### Collected material
───

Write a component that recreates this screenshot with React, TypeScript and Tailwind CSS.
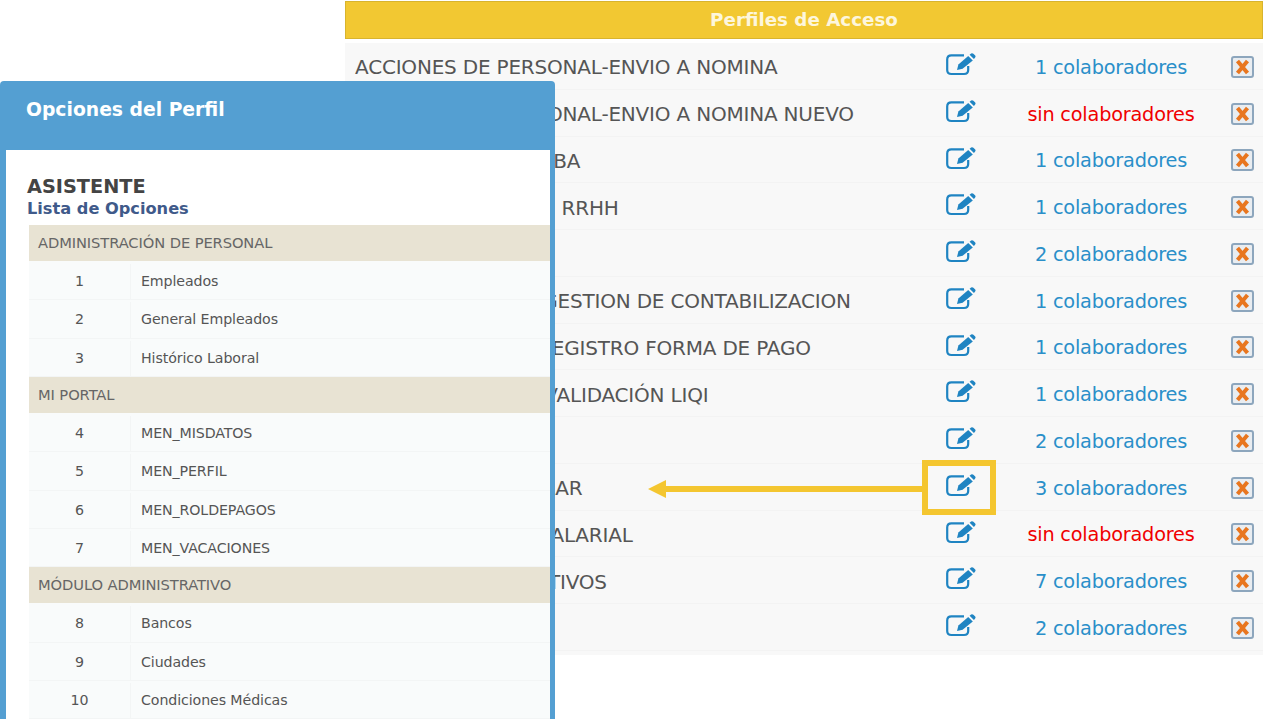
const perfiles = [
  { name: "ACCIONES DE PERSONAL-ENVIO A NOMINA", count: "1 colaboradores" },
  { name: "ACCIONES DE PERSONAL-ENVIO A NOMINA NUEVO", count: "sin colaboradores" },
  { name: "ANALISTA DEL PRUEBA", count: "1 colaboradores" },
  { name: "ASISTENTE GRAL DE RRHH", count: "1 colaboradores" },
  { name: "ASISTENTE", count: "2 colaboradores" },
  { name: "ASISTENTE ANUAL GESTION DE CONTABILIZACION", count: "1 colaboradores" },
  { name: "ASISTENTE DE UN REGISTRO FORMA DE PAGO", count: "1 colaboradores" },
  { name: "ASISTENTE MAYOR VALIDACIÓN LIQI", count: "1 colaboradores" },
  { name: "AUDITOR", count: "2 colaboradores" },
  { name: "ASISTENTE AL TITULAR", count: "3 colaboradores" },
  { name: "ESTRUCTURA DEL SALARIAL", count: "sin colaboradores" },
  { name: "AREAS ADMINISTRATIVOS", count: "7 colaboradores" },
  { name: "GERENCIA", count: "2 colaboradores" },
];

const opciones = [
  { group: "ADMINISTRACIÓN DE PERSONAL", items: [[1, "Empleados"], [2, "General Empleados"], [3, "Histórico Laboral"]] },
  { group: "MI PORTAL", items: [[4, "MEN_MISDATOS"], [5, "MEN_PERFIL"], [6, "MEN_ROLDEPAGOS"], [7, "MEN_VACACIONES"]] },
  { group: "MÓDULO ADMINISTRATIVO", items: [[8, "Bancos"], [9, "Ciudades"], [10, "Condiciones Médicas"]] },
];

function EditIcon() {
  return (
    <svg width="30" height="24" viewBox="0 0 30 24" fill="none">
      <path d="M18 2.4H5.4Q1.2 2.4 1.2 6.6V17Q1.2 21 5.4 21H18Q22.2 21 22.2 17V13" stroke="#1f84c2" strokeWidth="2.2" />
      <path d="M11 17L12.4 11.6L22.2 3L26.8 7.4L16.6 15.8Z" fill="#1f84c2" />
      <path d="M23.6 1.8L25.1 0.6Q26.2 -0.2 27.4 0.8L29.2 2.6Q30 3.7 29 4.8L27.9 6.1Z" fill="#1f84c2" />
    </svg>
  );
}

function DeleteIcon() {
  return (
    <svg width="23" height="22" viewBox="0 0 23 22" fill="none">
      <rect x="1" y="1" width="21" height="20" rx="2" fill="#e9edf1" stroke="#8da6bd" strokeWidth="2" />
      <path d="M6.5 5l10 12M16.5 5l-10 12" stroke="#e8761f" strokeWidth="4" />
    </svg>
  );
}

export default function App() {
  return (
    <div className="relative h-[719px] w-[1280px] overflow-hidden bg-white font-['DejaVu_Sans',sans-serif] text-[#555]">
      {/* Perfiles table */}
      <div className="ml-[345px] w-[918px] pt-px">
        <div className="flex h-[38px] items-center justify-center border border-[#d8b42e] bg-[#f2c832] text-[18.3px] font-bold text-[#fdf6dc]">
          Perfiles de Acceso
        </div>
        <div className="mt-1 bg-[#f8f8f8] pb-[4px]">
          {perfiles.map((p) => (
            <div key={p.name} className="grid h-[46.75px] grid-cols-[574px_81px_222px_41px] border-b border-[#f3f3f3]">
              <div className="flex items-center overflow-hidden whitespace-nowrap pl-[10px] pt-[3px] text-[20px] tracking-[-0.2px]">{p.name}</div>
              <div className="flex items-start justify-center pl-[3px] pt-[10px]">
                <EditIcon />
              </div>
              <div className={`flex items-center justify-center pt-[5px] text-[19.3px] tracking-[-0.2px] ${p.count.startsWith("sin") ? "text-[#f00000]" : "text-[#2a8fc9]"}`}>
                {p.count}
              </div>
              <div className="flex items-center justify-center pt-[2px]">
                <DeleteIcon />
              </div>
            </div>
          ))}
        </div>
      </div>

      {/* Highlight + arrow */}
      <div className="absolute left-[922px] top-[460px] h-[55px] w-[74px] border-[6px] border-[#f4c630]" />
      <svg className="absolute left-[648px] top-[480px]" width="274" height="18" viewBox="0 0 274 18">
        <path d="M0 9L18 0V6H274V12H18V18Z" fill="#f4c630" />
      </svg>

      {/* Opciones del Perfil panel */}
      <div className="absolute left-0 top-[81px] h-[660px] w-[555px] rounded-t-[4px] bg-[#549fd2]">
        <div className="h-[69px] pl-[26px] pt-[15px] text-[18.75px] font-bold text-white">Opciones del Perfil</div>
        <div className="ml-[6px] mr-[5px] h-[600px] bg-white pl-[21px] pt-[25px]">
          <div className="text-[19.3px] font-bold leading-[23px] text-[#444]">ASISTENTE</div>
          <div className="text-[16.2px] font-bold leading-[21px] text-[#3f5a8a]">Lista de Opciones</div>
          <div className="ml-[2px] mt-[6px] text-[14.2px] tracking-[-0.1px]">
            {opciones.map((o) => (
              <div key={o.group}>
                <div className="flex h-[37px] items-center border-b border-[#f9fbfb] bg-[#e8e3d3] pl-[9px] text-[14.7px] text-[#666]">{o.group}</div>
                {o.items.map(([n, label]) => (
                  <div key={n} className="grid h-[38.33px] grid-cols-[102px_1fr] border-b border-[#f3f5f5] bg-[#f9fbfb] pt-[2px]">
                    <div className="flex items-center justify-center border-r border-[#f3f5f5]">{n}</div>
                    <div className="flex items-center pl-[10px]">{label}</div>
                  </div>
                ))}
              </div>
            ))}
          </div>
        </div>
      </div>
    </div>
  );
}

───

### Work required
Retype each line of the listing above word for word. Exclude the pictures.

### Exercise output
Write a component that recreates this screenshot with React, TypeScript and Tailwind CSS.
const perfiles = [
  { name: "ACCIONES DE PERSONAL-ENVIO A NOMINA", count: "1 colaboradores" },
  { name: "ACCIONES DE PERSONAL-ENVIO A NOMINA NUEVO", count: "sin colaboradores" },
  { name: "ANALISTA DEL PRUEBA", count: "1 colaboradores" },
  { name: "ASISTENTE GRAL DE RRHH", count: "1 colaboradores" },
  { name: "ASISTENTE", count: "2 colaboradores" },
  { name: "ASISTENTE ANUAL GESTION DE CONTABILIZACION", count: "1 colaboradores" },
  { name: "ASISTENTE DE UN REGISTRO FORMA DE PAGO", count: "1 colaboradores" },
  { name: "ASISTENTE MAYOR VALIDACIÓN LIQI", count: "1 colaboradores" },
  { name: "AUDITOR", count: "2 colaboradores" },
  { name: "ASISTENTE AL TITULAR", count: "3 colaboradores" },
  { name: "ESTRUCTURA DEL SALARIAL", count: "sin colaboradores" },
  { name: "AREAS ADMINISTRATIVOS", count: "7 colaboradores" },
  { name: "GERENCIA", count: "2 colaboradores" },
];

const opciones = [
  { group: "ADMINISTRACIÓN DE PERSONAL", items: [[1, "Empleados"], [2, "General Empleados"], [3, "Histórico Laboral"]] },
  { group: "MI PORTAL", items: [[4, "MEN_MISDATOS"], [5, "MEN_PERFIL"], [6, "MEN_ROLDEPAGOS"], [7, "MEN_VACACIONES"]] },
  { group: "MÓDULO ADMINISTRATIVO", items: [[8, "Bancos"], [9, "Ciudades"], [10, "Condiciones Médicas"]] },
];

function EditIcon() {
  return (
    <svg width="30" height="24" viewBox="0 0 30 24" fill="none">
      <path d="M18 2.4H5.4Q1.2 2.4 1.2 6.6V17Q1.2 21 5.4 21H18Q22.2 21 22.2 17V13" stroke="#1f84c2" strokeWidth="2.2" />
      <path d="M11 17L12.4 11.6L22.2 3L26.8 7.4L16.6 15.8Z" fill="#1f84c2" />
      <path d="M23.6 1.8L25.1 0.6Q26.2 -0.2 27.4 0.8L29.2 2.6Q30 3.7 29 4.8L27.9 6.1Z" fill="#1f84c2" />
    </svg>
  );
}

function DeleteIcon() {
  return (
    <svg width="23" height="22" viewBox="0 0 23 22" fill="none">
      <rect x="1" y="1" width="21" height="20" rx="2" fill="#e9edf1" stroke="#8da6bd" strokeWidth="2" />
      <path d="M6.5 5l10 12M16.5 5l-10 12" stroke="#e8761f" strokeWidth="4" />
    </svg>
  );
}

export default function App() {
  return (
    <div className="relative h-[719px] w-[1280px] overflow-hidden bg-white font-['DejaVu_Sans',sans-serif] text-[#555]">
      {/* Perfiles table */}
      <div className="ml-[345px] w-[918px] pt-px">
        <div className="flex h-[38px] items-center justify-center border border-[#d8b42e] bg-[#f2c832] text-[18.3px] font-bold text-[#fdf6dc]">
          Perfiles de Acceso
        </div>
        <div className="mt-1 bg-[#f8f8f8] pb-[4px]">
          {perfiles.map((p) => (
            <div key={p.name} className="grid h-[46.75px] grid-cols-[574px_81px_222px_41px] border-b border-[#f3f3f3]">
              <div className="flex items-center overflow-hidden whitespace-nowrap pl-[10px] pt-[3px] text-[20px] tracking-[-0.2px]">{p.name}</div>
              <div className="flex items-start justify-center pl-[3px] pt-[10px]">
                <EditIcon />
              </div>
              <div className={`flex items-center justify-center pt-[5px] text-[19.3px] tracking-[-0.2px] ${p.count.startsWith("sin") ? "text-[#f00000]" : "text-[#2a8fc9]"}`}>
                {p.count}
              </div>
              <div className="flex items-center justify-center pt-[2px]">
                <DeleteIcon />
              </div>
            </div>
          ))}
        </div>
      </div>

      {/* Highlight + arrow */}
      <div className="absolute left-[922px] top-[460px] h-[55px] w-[74px] border-[6px] border-[#f4c630]" />
      <svg className="absolute left-[648px] top-[480px]" width="274" height="18" viewBox="0 0 274 18">
        <path d="M0 9L18 0V6H274V12H18V18Z" fill="#f4c630" />
      </svg>

      {/* Opciones del Perfil panel */}
      <div className="absolute left-0 top-[81px] h-[660px] w-[555px] rounded-t-[4px] bg-[#549fd2]">
        <div className="h-[69px] pl-[26px] pt-[15px] text-[18.75px] font-bold text-white">Opciones del Perfil</div>
        <div className="ml-[6px] mr-[5px] h-[600px] bg-white pl-[21px] pt-[25px]">
          <div className="text-[19.3px] font-bold leading-[23px] text-[#444]">ASISTENTE</div>
          <div className="text-[16.2px] font-bold leading-[21px] text-[#3f5a8a]">Lista de Opciones</div>
          <div className="ml-[2px] mt-[6px] text-[14.2px] tracking-[-0.1px]">
            {opciones.map((o) => (
              <div key={o.group}>
                <div className="flex h-[37px] items-center border-b border-[#f9fbfb] bg-[#e8e3d3] pl-[9px] text-[14.7px] text-[#666]">{o.group}</div>
                {o.items.map(([n, label]) => (
                  <div key={n} className="grid h-[38.33px] grid-cols-[102px_1fr] border-b border-[#f3f5f5] bg-[#f9fbfb] pt-[2px]">
                    <div className="flex items-center justify-center border-r border-[#f3f5f5]">{n}</div>
                    <div className="flex items-center pl-[10px]">{label}</div>
                  </div>
                ))}
              </div>
            ))}
          </div>
        </div>
      </div>
    </div>
  );
}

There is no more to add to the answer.